Ein ganz besonderes Sammlerstück

Mit dem Zippo von Chief Warrant Officer William D Watson verbindet Rolf Gerster eine ganz spezielle Geschichte. Watson flog als Helikopterilot sowohl in Vietnam als auch 35 Jahre später im Irak. Bei beiden Einsätzen trug er jeweils ein Zippo in seinem Pilotenoverall. Sein Vietnam-Zippo hat er 2002 über eine Auktionsplattform verkauft. «Er versprach mir, falls er unversehrt aus dem Irak zurückkehre, würde er mir auch dieses zweite Zippo schenken. Er überlebte und beide Zippo, jenes aus Vietnam und jenes aus dem Irak sind nun in meiner Sammlung in Boswil.»

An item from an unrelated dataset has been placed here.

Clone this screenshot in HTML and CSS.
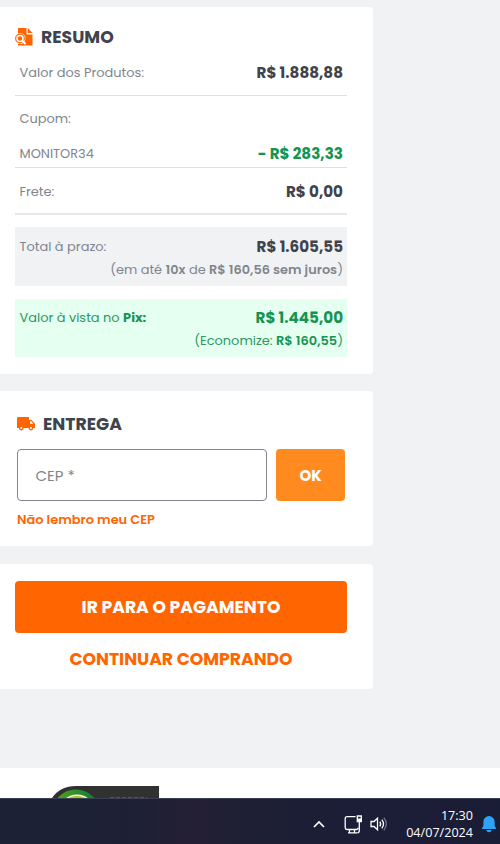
FILE: index.html
```html
<!DOCTYPE html>
<html lang="pt-BR">
<head>
<meta charset="utf-8">
<title>Resumo do pedido</title>
<link rel="stylesheet" href="styles.css">
</head>
<body>
<main class="page">
  <section class="card summary">
    <h2 class="title"><svg class="icon" width="18" height="18" viewBox="0 0 18 18"><path fill="#ff6500" d="M3 0h8.500v6.500H17.500v11H3z"/><path fill="#ff6500" d="M12.700 0l5 5h-5z"/><circle cx="5" cy="10.500" r="5.500" fill="#fff"/><circle cx="5" cy="10.500" r="4.900" fill="#ff6500"/><circle cx="5" cy="10.500" r="3" fill="none" stroke="#fff" stroke-width="1.500"/><path stroke="#fff" stroke-width="1.900" d="M7 12.500l3.500 3.500"/></svg><span>RESUMO</span></h2>
    <div class="row products"><span>Valor dos Produtos:</span><strong class="price">R$ 1.888,88</strong></div>
    <div class="row coupon"><span>Cupom:</span></div>
    <div class="row code"><span>MONITOR34</span><strong class="price green">- R$ 283,33</strong></div>
    <div class="row freight"><span>Frete:</span><strong class="price">R$ 0,00</strong></div>
    <div class="total">
      <div class="line"><span>Total à prazo:</span><strong class="price">R$ 1.605,55</strong></div>
      <div class="line end"><span class="installments">(em até <b>10x</b> de <b>R$ 160,56 sem juros</b>)</span></div>
    </div>
    <div class="total pix">
      <div class="line"><span class="pix-label">Valor à vista no <b>Pix:</b></span><strong class="price">R$ 1.445,00</strong></div>
      <div class="line end"><span>(Economize: <b>R$ 160,55</b>)</span></div>
    </div>
  </section>
  <section class="card delivery">
    <h2 class="title"><svg class="icon" width="18" height="14" viewBox="0 0 18 14"><path fill="#ff6500" d="M1.400 0H12v3h2.700L18 6.800V11h-1.700a2.400 2.400 0 0 1-4.800 0H6.700a2.400 2.400 0 0 1-4.800 0H0V1.400Q0 0 1.400 0z"/><circle cx="4.300" cy="11" r="1.100" fill="#fff"/><circle cx="13.900" cy="11" r="1.100" fill="#fff"/><path fill="#fff" d="M13 4.300h1.300l2 2.500H13z"/></svg><span>ENTREGA</span></h2>
    <div class="form"><div class="field">CEP *</div><div class="ok">OK</div></div>
    <div class="forgot">Não lembro meu CEP</div>
  </section>
  <section class="card actions">
    <div class="pay">IR PARA O PAGAMENTO</div>
    <div class="continue">CONTINUAR COMPRANDO</div>
  </section>
</main>
<footer class="footer">
  <svg class="seal" width="107" height="12" viewBox="0 0 107 12"><defs><clipPath id="seal-clip"><path d="M0 12Q8 0 24 0h83v12z"/></clipPath><linearGradient id="ring"><stop offset="0" stop-color="#58a618"/><stop offset="1" stop-color="#08783c"/></linearGradient></defs><g clip-path="url(#seal-clip)"><path d="M0 0h107v12H0z" fill="#313131"/><circle cx="24" cy="27.500" r="24" fill="url(#ring)"/><circle cx="25" cy="26.500" r="18" fill="#f4f8df"/><circle cx="25" cy="27" r="17" fill="#a8c517"/></g><path d="M58 11.500h37" stroke="#555" stroke-dasharray="4 2"/></svg>
</footer>
<div class="taskbar">
  <svg class="chev" width="12" height="8" viewBox="0 0 12 8"><path d="M1 7l5-5 5 5" fill="none" stroke="#fff" stroke-width="1.700"/></svg>
  <svg class="net" width="19" height="19" viewBox="0 0 19 19"><g fill="none" stroke="#fff" stroke-width="1.300"><path d="M11.500 1.700H3Q1.200 1.700 1.200 3.500v9.200q0 1.800 1.800 1.800h9.500q1.500 0 1.500-1.800M5.500 15v2.800M10.500 15v2.800M4 17.800h9M13.300 1h4v5.500h-4zM15.300 6.500v9q0 2.300-2 2.300"/></g><path fill="#fff" d="M13.300 3.500h4v3h-4z"/></svg>
  <svg class="vol" width="18" height="16" viewBox="0 0 18 16"><g fill="none" stroke="#fff" stroke-width="1.300"><path d="M1 5.500h3l3.500-3.300v11.600L4 10.500H1z"/><path d="M9.800 5.600q1.700 2.400 0 4.800M11.800 3.600q3.400 4.400 0 8.800"/><path d="M13.800 1.700q5 6.300 0 12.600" stroke="#74758a"/></g></svg>
  <div class="clock"><span>17:30</span><span>04/07/2024</span></div>
  <svg class="bell" width="16" height="18" viewBox="0 0 16 18"><path fill="#2da3f7" d="M8 1a5.600 5.600 0 0 1 5.600 5.600v3.900L15.300 14H.7l1.700-3.500V6.600A5.600 5.600 0 0 1 8 1zM5.200 15h5.600Q10 17.200 8 17.200T5.200 15z"/></svg>
</div>
</body>
</html>
```
FILE: styles.css
```css
* { box-sizing: border-box; }
body {
  margin: 0;
  width: 500px;
  height: 844px;
  overflow: hidden;
  display: flex;
  flex-direction: column;
  background: #f1f2f4;
  color: #7f858d;
  font: 12.950px/20px Poppins, Inter, "Open Sans", sans-serif;
  white-space: nowrap;
}
svg { display: block; flex: none; }
.page { height: 768px; padding-top: 7px; display: flex; flex-direction: column; gap: 17px; }
.card { width: 373px; background: #fff; border-radius: 0 4px 4px 0; padding: 0 26px 0 15px; }
.summary { height: 367px; }
.delivery { height: 155px; padding: 18px 28px 0 17px; }
.actions { height: 125px; margin-top: 1px; padding-top: 17px; }
.title { margin: 0; display: flex; align-items: center; gap: 8px; color: #3e434c; font-size: 17.25px; font-weight: 700; line-height: 30px; }
.summary .title { padding-top: 17px; height: 43px; line-height: 26px; }
.row { display: flex; align-items: center; justify-content: space-between; padding: 0 4px 0 4.500px; border-bottom: 1px solid #dedfe2; }
.products { height: 46px; }
.coupon { height: 44px; padding-top: 2px; border: 0; }
.code { height: 28px; }
.freight { height: 47px; padding-top: 2px; border-bottom: 2px solid #e6e7e9; }
.price { color: #3e434c; font-size: 15.150px; font-weight: 700; }
.green, .pix .price { color: #149451; }
.total { height: 59px; margin-top: 12px; padding: 8px 4px 0 4.500px; background: #f1f2f4; }
.line { display: flex; align-items: center; justify-content: space-between; height: 23px; }
.end { justify-content: flex-end; }
.pix { height: 58px; margin-top: 13px; padding-top: 7px; background: #e5fff1; color: #2b9961; }
.pix b { color: #149451; }
b { font-weight: 600; }
.pix-label b { font-weight: 700; }
.installments { font-size: 12.900px; }
.form { display: flex; gap: 9px; margin-top: 10px; }
.field { width: 250px; height: 52px; border: 1px solid #80858d; border-radius: 4px; padding: 1px 0 0 17.500px; display: flex; align-items: center; font-size: 15px; }
.ok { flex: 1; padding-top: 1px; background: #ff8b20; color: #fff; border-radius: 4px; display: flex; align-items: center; justify-content: center; font-size: 15px; font-weight: 700; }
.forgot { margin-top: 9px; color: #ff6500; font-weight: 600; }
.pay { height: 52px; background: #ff6500; color: #fff; border-radius: 4px; }
.pay, .continue { display: flex; align-items: center; justify-content: center; font-size: 17.200px; font-weight: 700; }
.continue { height: 52px; color: #ff6500; }
.footer { height: 30px; background: #fff; padding: 18px 0 0 52px; }
.taskbar { height: 46px; display: flex; align-items: center; padding: 5px 3px 0 313px; color: #fff; background: linear-gradient(90deg, #1c2136 0, #1d2035 130px, #251f34 195px, #1f1f33 235px, #1b1e35 300px, #1a1d36 100%); border-top: 1px solid #3b4150; }
.net { margin-left: 19px; }
.vol { margin-left: 7px; }
.clock { margin-left: auto; display: flex; flex-direction: column; align-items: flex-end; font: 12.600px/17px "Open Sans", sans-serif; }
.bell { margin-left: 8px; }
```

Ein Zippo mit Einschussspuren

Auf die Frage, welches Zippo denn noch in seiner umfangreichen Sammlung fehle, antwortet Rolf Gerster: «Es gibt eine Zippo-Werbung aus dem Jahr 1966, in der damit geworben wird, dass ein Zippo sogar Leben retten kann. Ein Soldat hatte den Krieg überlebt, weil er das Sturmfeuerzeug in seiner Brusttasche hatte und daher das Projektil nicht in sein Herz gelangte, sondern am Zippo abprallte. So eines mit Einschussspuren fehlt mir noch.» Wegen dieser Erzählung würden Soldaten das Feuerzeug oftmals immer an der gleichen Stelle als Glücksbringer tragen. «Ein Zippo ist eben viel mehr als nur ein Sturmfeuerzeug. Wird man von seiner Faszination erfasst, so erschliesst sich einem durch die entsprechende Lektüre eine unbekannte, faszinierende und leider oftmals auch tragische Welt. Schliesslich stehen hinter den gravierten zuverlässigen Feuerzeugen immer Menschen und ihre Schicksale.

Mit einem Vietnam-Zippo hat man somit einen Teil der Geschichte im Taschenformat.»